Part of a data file

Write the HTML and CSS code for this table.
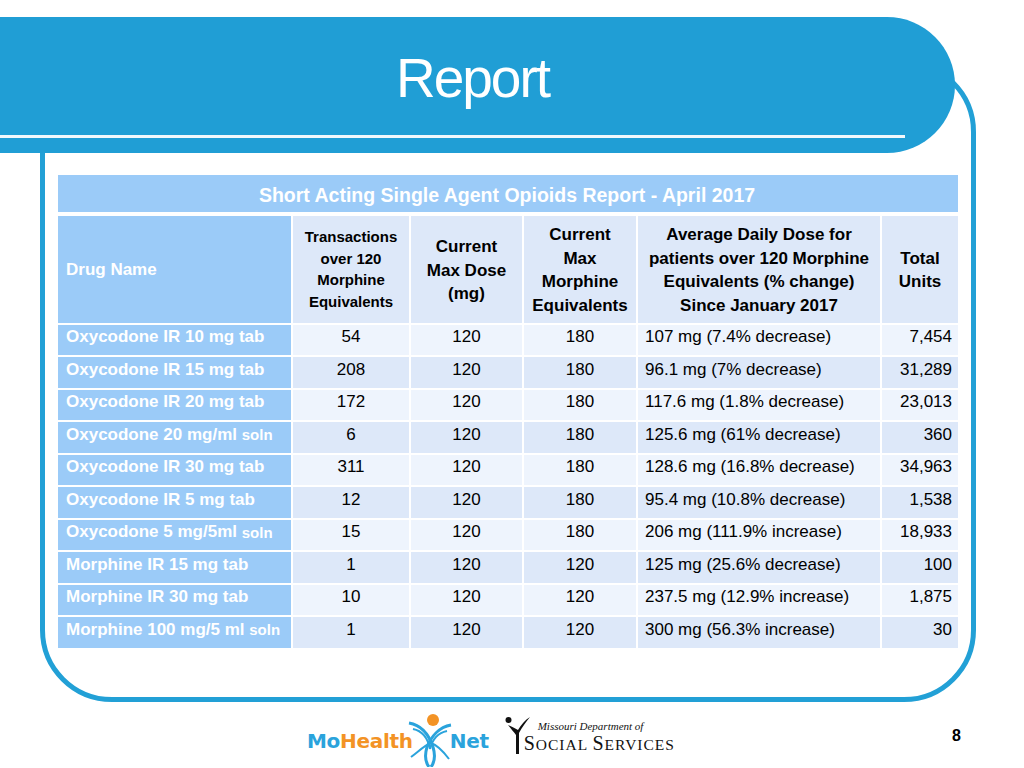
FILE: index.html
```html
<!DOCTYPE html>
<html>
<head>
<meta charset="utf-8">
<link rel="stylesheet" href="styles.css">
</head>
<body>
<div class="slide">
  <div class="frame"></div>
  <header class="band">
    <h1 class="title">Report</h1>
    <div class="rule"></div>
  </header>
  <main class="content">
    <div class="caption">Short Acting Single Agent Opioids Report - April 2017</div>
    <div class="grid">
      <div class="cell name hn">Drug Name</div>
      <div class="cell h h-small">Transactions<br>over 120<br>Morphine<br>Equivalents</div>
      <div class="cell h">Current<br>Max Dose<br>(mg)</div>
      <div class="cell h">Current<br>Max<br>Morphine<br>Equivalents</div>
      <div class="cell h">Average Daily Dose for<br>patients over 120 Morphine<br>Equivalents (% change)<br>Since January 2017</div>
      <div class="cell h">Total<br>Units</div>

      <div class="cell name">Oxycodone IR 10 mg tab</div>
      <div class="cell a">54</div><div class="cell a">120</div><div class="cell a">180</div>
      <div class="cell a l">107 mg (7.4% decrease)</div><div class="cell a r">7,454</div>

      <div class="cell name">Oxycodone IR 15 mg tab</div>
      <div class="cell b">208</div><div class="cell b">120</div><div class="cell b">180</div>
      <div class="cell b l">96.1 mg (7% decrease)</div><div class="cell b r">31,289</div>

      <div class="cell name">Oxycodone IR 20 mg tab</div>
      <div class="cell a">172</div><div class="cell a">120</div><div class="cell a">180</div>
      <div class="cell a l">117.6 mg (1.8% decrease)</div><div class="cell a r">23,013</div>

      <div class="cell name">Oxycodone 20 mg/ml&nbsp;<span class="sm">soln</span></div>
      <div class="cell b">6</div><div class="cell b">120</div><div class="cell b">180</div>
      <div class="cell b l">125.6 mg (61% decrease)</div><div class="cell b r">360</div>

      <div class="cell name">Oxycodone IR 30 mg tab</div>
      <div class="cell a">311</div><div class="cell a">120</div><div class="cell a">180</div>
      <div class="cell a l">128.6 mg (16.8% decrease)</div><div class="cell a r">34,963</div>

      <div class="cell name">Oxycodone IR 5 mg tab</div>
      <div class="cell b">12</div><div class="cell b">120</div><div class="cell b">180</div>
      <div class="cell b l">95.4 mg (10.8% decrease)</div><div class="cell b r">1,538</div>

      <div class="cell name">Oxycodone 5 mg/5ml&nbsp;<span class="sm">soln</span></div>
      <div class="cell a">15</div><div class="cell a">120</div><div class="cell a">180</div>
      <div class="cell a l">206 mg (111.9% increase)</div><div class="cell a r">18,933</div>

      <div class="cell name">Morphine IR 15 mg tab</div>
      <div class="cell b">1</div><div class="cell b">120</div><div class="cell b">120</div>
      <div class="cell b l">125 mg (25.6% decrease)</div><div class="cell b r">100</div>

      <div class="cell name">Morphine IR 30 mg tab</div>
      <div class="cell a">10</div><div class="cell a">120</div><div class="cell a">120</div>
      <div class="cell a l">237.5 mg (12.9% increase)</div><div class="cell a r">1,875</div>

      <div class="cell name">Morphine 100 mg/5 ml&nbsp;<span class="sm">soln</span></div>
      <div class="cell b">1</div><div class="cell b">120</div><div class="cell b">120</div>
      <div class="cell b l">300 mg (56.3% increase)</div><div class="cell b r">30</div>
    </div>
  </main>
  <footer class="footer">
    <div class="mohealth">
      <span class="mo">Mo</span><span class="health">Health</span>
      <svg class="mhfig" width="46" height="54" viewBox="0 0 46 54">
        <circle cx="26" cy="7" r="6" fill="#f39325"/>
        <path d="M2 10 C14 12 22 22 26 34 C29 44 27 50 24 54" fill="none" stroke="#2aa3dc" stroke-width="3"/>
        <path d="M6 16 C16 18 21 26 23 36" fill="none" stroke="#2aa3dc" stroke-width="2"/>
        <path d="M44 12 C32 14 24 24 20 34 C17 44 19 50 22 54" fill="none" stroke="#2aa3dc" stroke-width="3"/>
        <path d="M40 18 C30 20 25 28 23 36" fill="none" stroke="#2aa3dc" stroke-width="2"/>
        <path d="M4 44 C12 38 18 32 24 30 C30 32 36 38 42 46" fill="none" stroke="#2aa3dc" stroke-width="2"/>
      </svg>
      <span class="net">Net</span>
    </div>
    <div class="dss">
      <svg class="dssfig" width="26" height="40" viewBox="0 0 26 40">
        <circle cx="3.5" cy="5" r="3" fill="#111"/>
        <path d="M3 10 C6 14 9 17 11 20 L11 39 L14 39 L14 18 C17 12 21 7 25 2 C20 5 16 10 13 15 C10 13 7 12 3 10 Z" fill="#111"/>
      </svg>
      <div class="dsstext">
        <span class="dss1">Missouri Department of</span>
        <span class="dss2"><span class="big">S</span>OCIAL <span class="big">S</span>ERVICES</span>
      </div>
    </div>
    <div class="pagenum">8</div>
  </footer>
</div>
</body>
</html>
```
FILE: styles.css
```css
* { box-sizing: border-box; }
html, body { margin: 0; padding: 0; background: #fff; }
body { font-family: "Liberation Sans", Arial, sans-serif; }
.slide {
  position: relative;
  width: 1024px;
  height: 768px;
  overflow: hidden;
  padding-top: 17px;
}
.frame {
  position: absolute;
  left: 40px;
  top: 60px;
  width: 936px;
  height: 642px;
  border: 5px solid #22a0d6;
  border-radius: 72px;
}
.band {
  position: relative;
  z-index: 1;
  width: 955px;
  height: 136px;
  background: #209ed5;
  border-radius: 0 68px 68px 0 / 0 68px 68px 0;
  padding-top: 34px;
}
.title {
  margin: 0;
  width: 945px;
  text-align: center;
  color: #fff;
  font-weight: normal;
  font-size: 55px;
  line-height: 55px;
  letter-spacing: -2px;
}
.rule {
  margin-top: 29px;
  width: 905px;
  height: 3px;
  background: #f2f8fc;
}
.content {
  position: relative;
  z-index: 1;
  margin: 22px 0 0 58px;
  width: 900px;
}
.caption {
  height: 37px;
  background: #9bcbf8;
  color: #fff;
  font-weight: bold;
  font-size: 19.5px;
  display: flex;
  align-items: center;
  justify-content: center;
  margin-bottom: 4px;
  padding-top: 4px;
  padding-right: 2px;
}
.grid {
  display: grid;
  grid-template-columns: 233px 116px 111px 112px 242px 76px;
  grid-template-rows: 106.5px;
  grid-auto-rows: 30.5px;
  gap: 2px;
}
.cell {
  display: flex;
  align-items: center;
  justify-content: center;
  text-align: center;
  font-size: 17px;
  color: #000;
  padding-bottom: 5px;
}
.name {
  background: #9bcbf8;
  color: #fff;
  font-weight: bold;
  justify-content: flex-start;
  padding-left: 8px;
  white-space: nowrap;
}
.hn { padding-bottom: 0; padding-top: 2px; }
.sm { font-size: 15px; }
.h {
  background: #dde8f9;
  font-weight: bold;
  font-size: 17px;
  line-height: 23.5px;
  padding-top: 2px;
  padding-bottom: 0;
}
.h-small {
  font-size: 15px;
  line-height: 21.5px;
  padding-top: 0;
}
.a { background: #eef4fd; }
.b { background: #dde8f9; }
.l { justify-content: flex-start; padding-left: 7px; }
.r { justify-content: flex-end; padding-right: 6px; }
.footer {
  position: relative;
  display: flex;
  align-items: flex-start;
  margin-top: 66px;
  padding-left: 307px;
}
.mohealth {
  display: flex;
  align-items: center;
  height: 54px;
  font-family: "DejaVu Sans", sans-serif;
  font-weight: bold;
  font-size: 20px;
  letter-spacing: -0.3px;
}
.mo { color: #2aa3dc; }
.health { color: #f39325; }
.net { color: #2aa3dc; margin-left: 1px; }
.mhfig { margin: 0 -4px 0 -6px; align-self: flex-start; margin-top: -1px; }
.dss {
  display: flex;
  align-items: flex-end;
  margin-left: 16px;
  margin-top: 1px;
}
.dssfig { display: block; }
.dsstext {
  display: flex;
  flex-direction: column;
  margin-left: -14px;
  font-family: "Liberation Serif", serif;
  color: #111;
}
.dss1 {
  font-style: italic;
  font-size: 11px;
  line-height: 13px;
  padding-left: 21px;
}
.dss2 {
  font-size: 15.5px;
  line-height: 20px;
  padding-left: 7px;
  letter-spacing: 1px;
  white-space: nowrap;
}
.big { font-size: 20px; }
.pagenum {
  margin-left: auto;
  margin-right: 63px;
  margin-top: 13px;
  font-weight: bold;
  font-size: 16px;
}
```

...

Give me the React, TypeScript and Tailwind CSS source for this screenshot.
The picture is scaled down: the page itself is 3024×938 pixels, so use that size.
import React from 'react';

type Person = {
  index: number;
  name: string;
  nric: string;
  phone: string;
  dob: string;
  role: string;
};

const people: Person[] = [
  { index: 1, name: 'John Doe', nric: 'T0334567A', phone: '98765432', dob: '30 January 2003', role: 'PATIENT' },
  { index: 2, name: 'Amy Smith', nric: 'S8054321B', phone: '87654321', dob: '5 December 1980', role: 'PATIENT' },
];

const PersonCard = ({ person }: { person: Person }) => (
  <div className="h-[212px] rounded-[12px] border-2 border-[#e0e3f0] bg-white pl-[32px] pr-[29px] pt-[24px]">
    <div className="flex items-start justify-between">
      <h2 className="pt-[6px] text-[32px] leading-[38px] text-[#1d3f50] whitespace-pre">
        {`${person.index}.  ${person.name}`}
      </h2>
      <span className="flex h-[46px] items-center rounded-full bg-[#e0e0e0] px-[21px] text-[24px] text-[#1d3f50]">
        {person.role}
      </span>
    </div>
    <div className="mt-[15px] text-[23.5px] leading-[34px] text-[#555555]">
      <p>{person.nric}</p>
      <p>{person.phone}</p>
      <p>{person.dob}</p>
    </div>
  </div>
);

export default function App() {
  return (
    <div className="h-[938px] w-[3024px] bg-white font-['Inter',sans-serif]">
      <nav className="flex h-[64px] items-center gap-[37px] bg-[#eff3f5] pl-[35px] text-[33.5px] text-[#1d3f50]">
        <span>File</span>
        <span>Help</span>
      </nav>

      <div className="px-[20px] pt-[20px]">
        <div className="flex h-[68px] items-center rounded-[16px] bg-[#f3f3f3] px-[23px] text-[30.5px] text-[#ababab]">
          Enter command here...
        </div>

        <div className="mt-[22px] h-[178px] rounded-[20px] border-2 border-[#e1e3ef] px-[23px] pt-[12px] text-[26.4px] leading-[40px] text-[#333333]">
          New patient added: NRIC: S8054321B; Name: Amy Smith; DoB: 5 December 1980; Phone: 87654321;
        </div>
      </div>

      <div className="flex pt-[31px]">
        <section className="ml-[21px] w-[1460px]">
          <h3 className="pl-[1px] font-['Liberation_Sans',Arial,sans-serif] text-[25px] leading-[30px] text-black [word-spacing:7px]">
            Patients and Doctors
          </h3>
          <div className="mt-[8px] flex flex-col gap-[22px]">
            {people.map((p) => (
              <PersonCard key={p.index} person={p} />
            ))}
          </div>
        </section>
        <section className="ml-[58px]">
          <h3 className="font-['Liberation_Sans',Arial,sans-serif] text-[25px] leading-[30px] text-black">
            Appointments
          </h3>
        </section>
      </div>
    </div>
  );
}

==

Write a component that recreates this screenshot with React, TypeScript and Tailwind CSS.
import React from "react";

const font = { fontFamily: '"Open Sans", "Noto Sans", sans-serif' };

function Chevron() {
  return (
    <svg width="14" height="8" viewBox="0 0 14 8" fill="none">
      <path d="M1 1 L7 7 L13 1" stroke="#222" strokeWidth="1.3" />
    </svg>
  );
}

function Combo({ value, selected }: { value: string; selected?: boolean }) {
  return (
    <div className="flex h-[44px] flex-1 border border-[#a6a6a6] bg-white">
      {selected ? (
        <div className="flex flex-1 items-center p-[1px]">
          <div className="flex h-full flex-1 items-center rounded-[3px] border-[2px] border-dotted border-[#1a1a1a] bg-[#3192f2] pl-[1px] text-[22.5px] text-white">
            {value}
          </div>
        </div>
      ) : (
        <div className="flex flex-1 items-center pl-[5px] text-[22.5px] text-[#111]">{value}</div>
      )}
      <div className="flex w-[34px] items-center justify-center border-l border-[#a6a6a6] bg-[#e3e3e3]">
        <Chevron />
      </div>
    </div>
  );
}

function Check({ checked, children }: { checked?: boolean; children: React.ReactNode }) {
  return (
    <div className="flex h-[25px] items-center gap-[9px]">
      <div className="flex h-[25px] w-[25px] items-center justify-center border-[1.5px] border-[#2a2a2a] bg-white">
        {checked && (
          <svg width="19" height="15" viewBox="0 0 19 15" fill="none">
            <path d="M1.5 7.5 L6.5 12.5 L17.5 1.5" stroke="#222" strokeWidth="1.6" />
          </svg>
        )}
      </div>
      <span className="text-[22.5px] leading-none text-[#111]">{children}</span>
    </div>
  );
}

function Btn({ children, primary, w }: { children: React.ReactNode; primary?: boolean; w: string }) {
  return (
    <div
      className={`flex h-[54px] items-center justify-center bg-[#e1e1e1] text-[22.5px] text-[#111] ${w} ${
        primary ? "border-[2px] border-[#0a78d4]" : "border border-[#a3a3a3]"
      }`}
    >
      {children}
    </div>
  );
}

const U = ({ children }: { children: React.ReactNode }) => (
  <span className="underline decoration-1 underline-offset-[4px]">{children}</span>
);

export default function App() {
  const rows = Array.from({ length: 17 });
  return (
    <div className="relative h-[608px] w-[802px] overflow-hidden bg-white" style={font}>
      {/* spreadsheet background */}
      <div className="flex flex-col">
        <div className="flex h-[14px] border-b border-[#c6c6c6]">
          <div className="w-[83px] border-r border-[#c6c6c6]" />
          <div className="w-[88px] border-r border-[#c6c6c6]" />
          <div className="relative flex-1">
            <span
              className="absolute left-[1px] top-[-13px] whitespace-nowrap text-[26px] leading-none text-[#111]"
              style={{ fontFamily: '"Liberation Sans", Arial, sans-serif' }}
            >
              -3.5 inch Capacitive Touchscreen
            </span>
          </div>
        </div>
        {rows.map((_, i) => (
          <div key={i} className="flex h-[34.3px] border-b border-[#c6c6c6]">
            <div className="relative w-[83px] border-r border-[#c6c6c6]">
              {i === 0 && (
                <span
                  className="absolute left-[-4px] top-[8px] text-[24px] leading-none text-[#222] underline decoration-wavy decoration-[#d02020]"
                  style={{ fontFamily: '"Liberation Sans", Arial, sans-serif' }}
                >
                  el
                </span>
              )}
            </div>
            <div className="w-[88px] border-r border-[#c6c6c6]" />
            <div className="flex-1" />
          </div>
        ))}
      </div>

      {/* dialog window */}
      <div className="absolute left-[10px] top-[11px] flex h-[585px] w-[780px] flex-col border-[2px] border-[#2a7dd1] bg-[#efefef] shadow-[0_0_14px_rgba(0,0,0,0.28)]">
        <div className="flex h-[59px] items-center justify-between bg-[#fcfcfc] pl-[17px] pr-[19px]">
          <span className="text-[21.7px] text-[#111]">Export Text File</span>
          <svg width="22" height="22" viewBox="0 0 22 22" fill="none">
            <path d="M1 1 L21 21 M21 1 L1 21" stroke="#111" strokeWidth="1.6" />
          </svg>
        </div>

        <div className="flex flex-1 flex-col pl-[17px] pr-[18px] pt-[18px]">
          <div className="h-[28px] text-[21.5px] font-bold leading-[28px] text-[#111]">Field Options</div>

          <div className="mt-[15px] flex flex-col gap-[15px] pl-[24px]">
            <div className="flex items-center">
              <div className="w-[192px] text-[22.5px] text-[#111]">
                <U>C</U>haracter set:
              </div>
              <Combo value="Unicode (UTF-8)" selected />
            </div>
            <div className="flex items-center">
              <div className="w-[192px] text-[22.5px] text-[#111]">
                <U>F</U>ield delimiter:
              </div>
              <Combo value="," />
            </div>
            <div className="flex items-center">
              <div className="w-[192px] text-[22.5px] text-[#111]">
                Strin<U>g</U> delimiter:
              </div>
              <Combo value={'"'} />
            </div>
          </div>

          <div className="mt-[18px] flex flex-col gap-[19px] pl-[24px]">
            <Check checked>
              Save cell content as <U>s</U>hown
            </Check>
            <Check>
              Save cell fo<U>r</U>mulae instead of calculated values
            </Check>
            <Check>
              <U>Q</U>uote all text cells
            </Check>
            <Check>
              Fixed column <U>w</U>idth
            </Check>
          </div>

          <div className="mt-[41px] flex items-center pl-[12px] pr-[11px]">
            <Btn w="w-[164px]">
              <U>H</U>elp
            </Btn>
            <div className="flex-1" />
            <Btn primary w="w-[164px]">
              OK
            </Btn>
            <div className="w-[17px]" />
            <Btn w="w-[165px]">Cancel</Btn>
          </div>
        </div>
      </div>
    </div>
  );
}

## TO BE DONE
Read the data above and count the lines that include "TypeScript". Answer only with the count.

## RESULT OF THE TASK
2